▽
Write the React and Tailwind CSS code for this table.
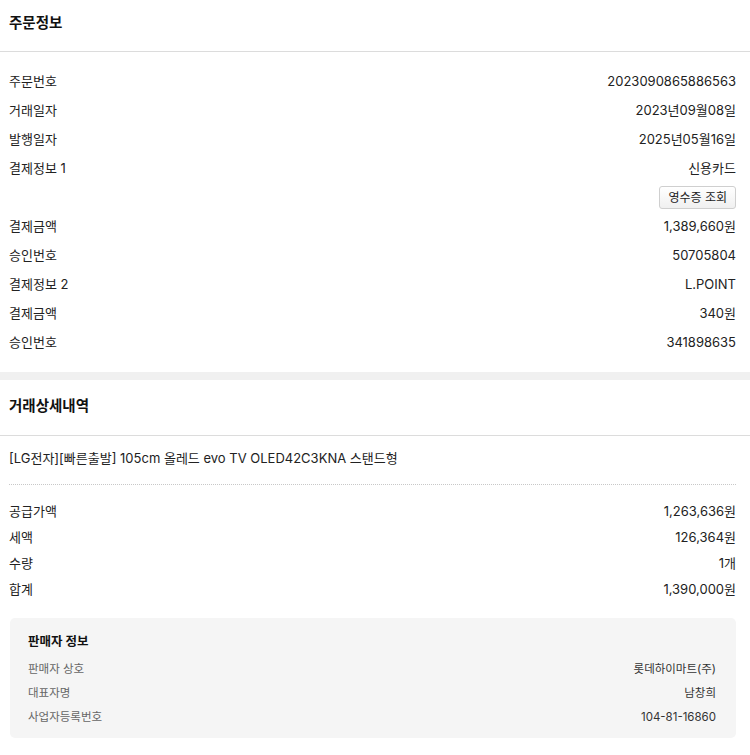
import React from "react";

const font = { fontFamily: 'Inter, "Noto Sans CJK KR", "Noto Sans", sans-serif' };

function Row({ label, value, h = "h-[29px]" }) {
  return (
    <div className={`flex ${h} items-center justify-between text-[13px] text-[#222]`}>
      <span>{label}</span>
      <span>{value}</span>
    </div>
  );
}

function SellerRow({ label, value }) {
  return (
    <div className="flex h-[24px] items-center justify-between text-[11.5px]">
      <span className="text-[#666]">{label}</span>
      <span className="text-[#333]">{value}</span>
    </div>
  );
}

export default function App() {
  return (
    <div className="w-[750px] bg-white" style={font}>
      {/* 주문정보 */}
      <div className="flex h-[52px] items-start border-b border-[#dcdcdc] pl-[9px] pr-[14px] pt-[12px]">
        <h2 className="text-[14.5px] font-bold text-[#111]">주문정보</h2>
      </div>
      <div className="pl-[9px] pr-[14px] pt-[15px] pb-[15px]">
        <Row label="주문번호" value="2023090865886563" />
        <Row label="거래일자" value="2023년09월08일" />
        <Row label="발행일자" value="2025년05월16일" />
        <Row label="결제정보 1" value="신용카드" />
        <div className="flex h-[29px] items-center justify-end">
          <button className="h-[23px] rounded-[3px] border border-[#cfcfcf] bg-gradient-to-b from-white to-[#f0f0f0] px-[8px] text-[12px] text-[#222]">
            영수증 조회
          </button>
        </div>
        <Row label="결제금액" value="1,389,660원" />
        <Row label="승인번호" value="50705804" />
        <Row label="결제정보 2" value="L.POINT" />
        <Row label="결제금액" value="340원" />
        <Row label="승인번호" value="341898635" />
      </div>
      <div className="h-[8px] bg-[#f0f0f0]" />

      {/* 거래상세내역 */}
      <div className="flex h-[56px] items-center border-b border-[#dcdcdc] pl-[9px] pr-[14px] pb-[3px]">
        <h2 className="text-[14.5px] font-bold text-[#111]">거래상세내역</h2>
      </div>
      <div className="pl-[9px] pr-[14px]">
        <div className="flex h-[49px] items-center border-b border-dotted border-[#c8c8c8] pb-[2px] text-[13px] text-[#222]">
          [LG전자][빠른출발] 105cm 올레드 evo TV OLED42C3KNA 스탠드형
        </div>
        <div className="pt-[14px]">
          <Row h="h-[26px]" label="공급가액" value="1,263,636원" />
          <Row h="h-[26px]" label="세액" value="126,364원" />
          <Row h="h-[26px]" label="수량" value="1개" />
          <Row h="h-[26px]" label="합계" value="1,390,000원" />
        </div>
        <div className="ml-px mt-[15px] mb-[17px] rounded-[5px] bg-[#f5f5f5] pl-[18px] pr-[20px] pt-[14px] pb-[8px]">
          <div className="flex h-[20px] items-center text-[12.5px] font-bold text-[#111]">판매자 정보</div>
          <div className="mt-[6px]">
            <SellerRow label="판매자 상호" value="롯데하이마트(주)" />
            <SellerRow label="대표자명" value="남창희" />
            <SellerRow label="사업자등록번호" value="104-81-16860" />
          </div>
        </div>
      </div>
    </div>
  );
}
△
### Task instructions
Copy out all the data exactly; skip the pictures.

### Answer to this exercise
Write the React and Tailwind CSS code for this table.
import React from "react";

const font = { fontFamily: 'Inter, "Noto Sans CJK KR", "Noto Sans", sans-serif' };

function Row({ label, value, h = "h-[29px]" }) {
  return (
    <div className={`flex ${h} items-center justify-between text-[13px] text-[#222]`}>
      <span>{label}</span>
      <span>{value}</span>
    </div>
  );
}

function SellerRow({ label, value }) {
  return (
    <div className="flex h-[24px] items-center justify-between text-[11.5px]">
      <span className="text-[#666]">{label}</span>
      <span className="text-[#333]">{value}</span>
    </div>
  );
}

export default function App() {
  return (
    <div className="w-[750px] bg-white" style={font}>
      {/* 주문정보 */}
      <div className="flex h-[52px] items-start border-b border-[#dcdcdc] pl-[9px] pr-[14px] pt-[12px]">
        <h2 className="text-[14.5px] font-bold text-[#111]">주문정보</h2>
      </div>
      <div className="pl-[9px] pr-[14px] pt-[15px] pb-[15px]">
        <Row label="주문번호" value="2023090865886563" />
        <Row label="거래일자" value="2023년09월08일" />
        <Row label="발행일자" value="2025년05월16일" />
        <Row label="결제정보 1" value="신용카드" />
        <div className="flex h-[29px] items-center justify-end">
          <button className="h-[23px] rounded-[3px] border border-[#cfcfcf] bg-gradient-to-b from-white to-[#f0f0f0] px-[8px] text-[12px] text-[#222]">
            영수증 조회
          </button>
        </div>
        <Row label="결제금액" value="1,389,660원" />
        <Row label="승인번호" value="50705804" />
        <Row label="결제정보 2" value="L.POINT" />
        <Row label="결제금액" value="340원" />
        <Row label="승인번호" value="341898635" />
      </div>
      <div className="h-[8px] bg-[#f0f0f0]" />

      {/* 거래상세내역 */}
      <div className="flex h-[56px] items-center border-b border-[#dcdcdc] pl-[9px] pr-[14px] pb-[3px]">
        <h2 className="text-[14.5px] font-bold text-[#111]">거래상세내역</h2>
      </div>
      <div className="pl-[9px] pr-[14px]">
        <div className="flex h-[49px] items-center border-b border-dotted border-[#c8c8c8] pb-[2px] text-[13px] text-[#222]">
          [LG전자][빠른출발] 105cm 올레드 evo TV OLED42C3KNA 스탠드형
        </div>
        <div className="pt-[14px]">
          <Row h="h-[26px]" label="공급가액" value="1,263,636원" />
          <Row h="h-[26px]" label="세액" value="126,364원" />
          <Row h="h-[26px]" label="수량" value="1개" />
          <Row h="h-[26px]" label="합계" value="1,390,000원" />
        </div>
        <div className="ml-px mt-[15px] mb-[17px] rounded-[5px] bg-[#f5f5f5] pl-[18px] pr-[20px] pt-[14px] pb-[8px]">
          <div className="flex h-[20px] items-center text-[12.5px] font-bold text-[#111]">판매자 정보</div>
          <div className="mt-[6px]">
            <SellerRow label="판매자 상호" value="롯데하이마트(주)" />
            <SellerRow label="대표자명" value="남창희" />
            <SellerRow label="사업자등록번호" value="104-81-16860" />
          </div>
        </div>
      </div>
    </div>
  );
}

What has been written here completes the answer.